Remembering the most celebrated poet Faiz Ahmad Faiz

2254

LAHORE, Nov 20 (TNS): The 33rd death anniversary of Faiz Ahmad Faiz, an intellectual, a revolutionary poet of Urdu language and an author was celebrated today.

Using expressions like ‘Daro Rasan’, ‘Pa Ba Jaulan’ and ‘Koocha e Jaanan’, Faiz’s poems convey the grievances of the lover as well as of the era, articulating both the themes of love and revolution simultaneously.

While the twentieth century poet, using the power of writing, raised his voice against social injustice, Faiz was restricted from expressing his views owing to which he was also imprisoned for four years, later.

Other than English, Urdu and Punjabi, Faiz was also well-versed in Persian and Arabic languages.

The poet gained the popularity of Mir Taqi Mir, Mirza Ghalib and Iqbal Lahori by giving a new life to symbolism in poetry and raising his voice against the injustices of the time, passed away on November 20, 1984.

“There are few people who are as good in person as they are in their respective creative spaces,” is how some describe Faiz.

Born in Sialkot on February 13, 1911, Faiz Ahmad Faiz married Alys Faiz – a British national who had a tremendous influence on his life and poetry.

In the 1930s, he married Alys, a British national. They had two daughters — Saleema and Muneeza. Alys’ influence on Faiz’s life and poetry is reputed to have been enormous.

He started a branch of Anjuman Tarraqi Pasand Mussanafin-e-Hind in Punjab in 1936 and was also a member and secretary of this branch.

Faiz had also worked as editor of Mahanama Adab-e-Lateef (1938 1942 AD).

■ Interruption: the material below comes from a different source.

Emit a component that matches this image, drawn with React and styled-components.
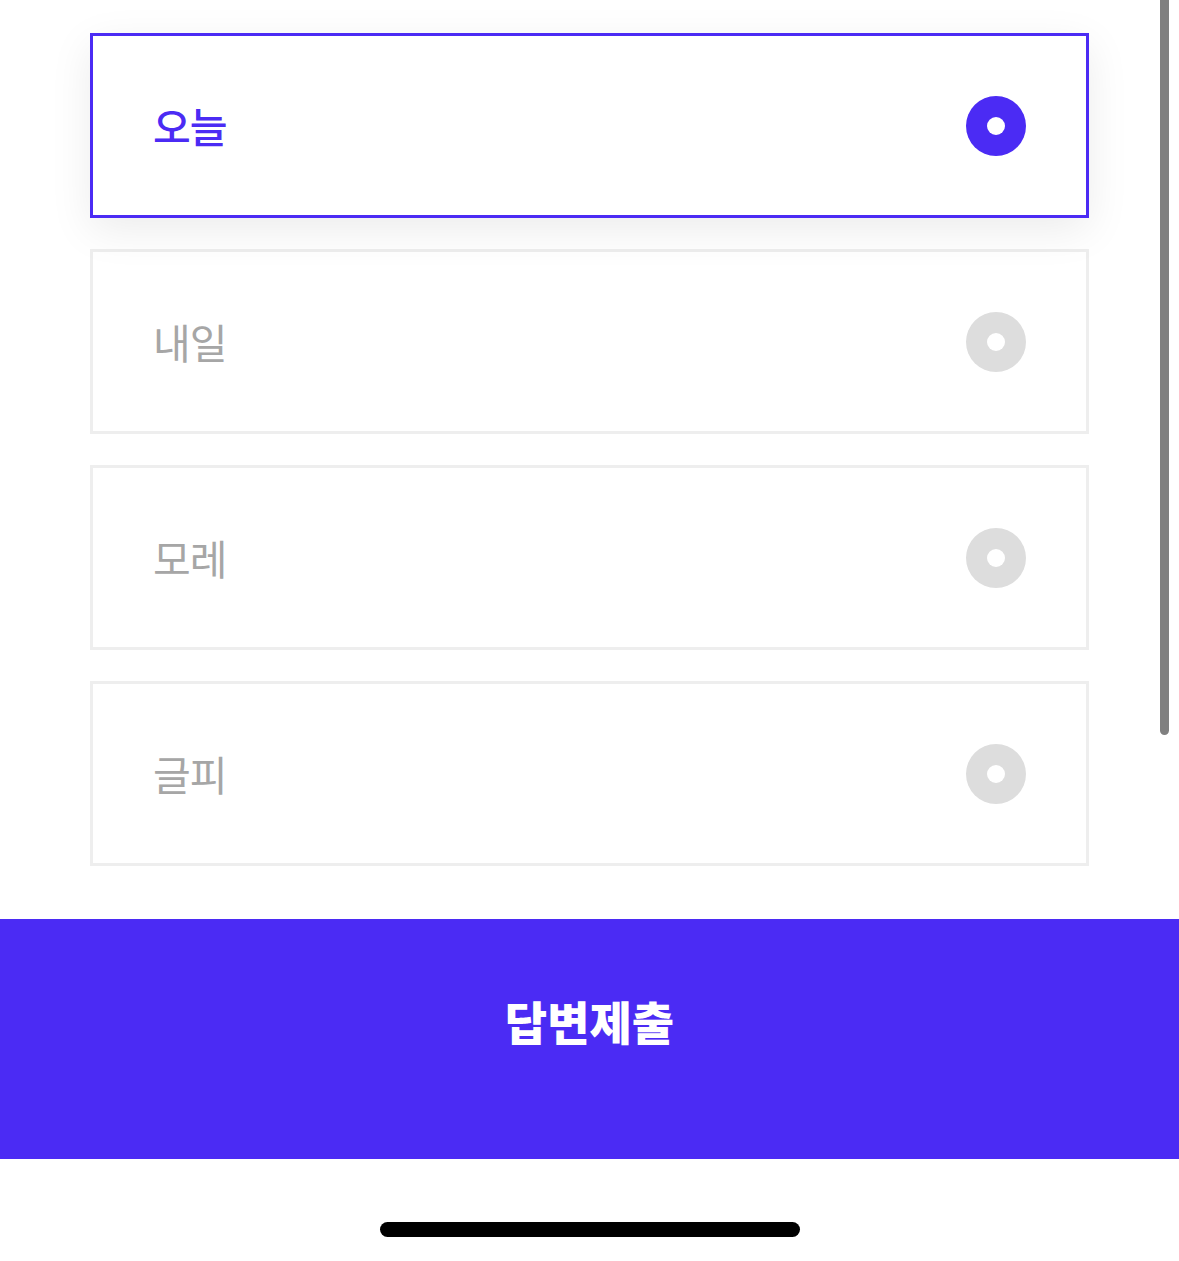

He became a lecturer in English at MAO College, Amritsar in 1935 and then at Hailey College of Commerce, Lahore.

He briefly joined the British Indian Army and was promoted to the rank of Lieutenant Colonel in 1944.

He resigned from the army in 1947 and returned to Lahore to become the first editor-in-chief of the Pakistan Times — a paper started by Mian Iftikharuddin under Quaid-e-Azam Mohammad Ali Jinnah’s patronage. This paper played an important role in the partition.

Faiz spent much of the 1950s and 1960s promoting communism in Pakistan. He was charged with complicity in a failed coup attempt known as the Rawalpindi Conspiracy Case and was sentenced to four years of imprisonment in 1951.

The jail term gave him a first-hand experience of the harsh realities of life and provided him with much-needed solitude to think and write poetry. Two of his greatest works, Dast-e-Saba and Zindan Nama, were products of this period of imprisonment.

In 1959 he was appointed secretary Pakistan Arts Council and worked in that capacity till 1962. Returning from London in 1964, he settled down in Karachi and was appointed the principal at Abdullah Haroon College.

Faiz distinguished himself as a journalist and was editor of the Pakistan Times, the Urdu newspaper Imroze and the weekly Lail-o-Nihar.

In the 1965 war between India and Pakistan, he worked in an honorary capacity in the Department of Information. In exile, he acted as editor of the magazine Lotus in Moscow, London and Beirut.

Faiz was the first Asian poet to be awarded the Lenin Peace Prize, the Soviet Union’s equivalent to the Nobel Prize, in 1963.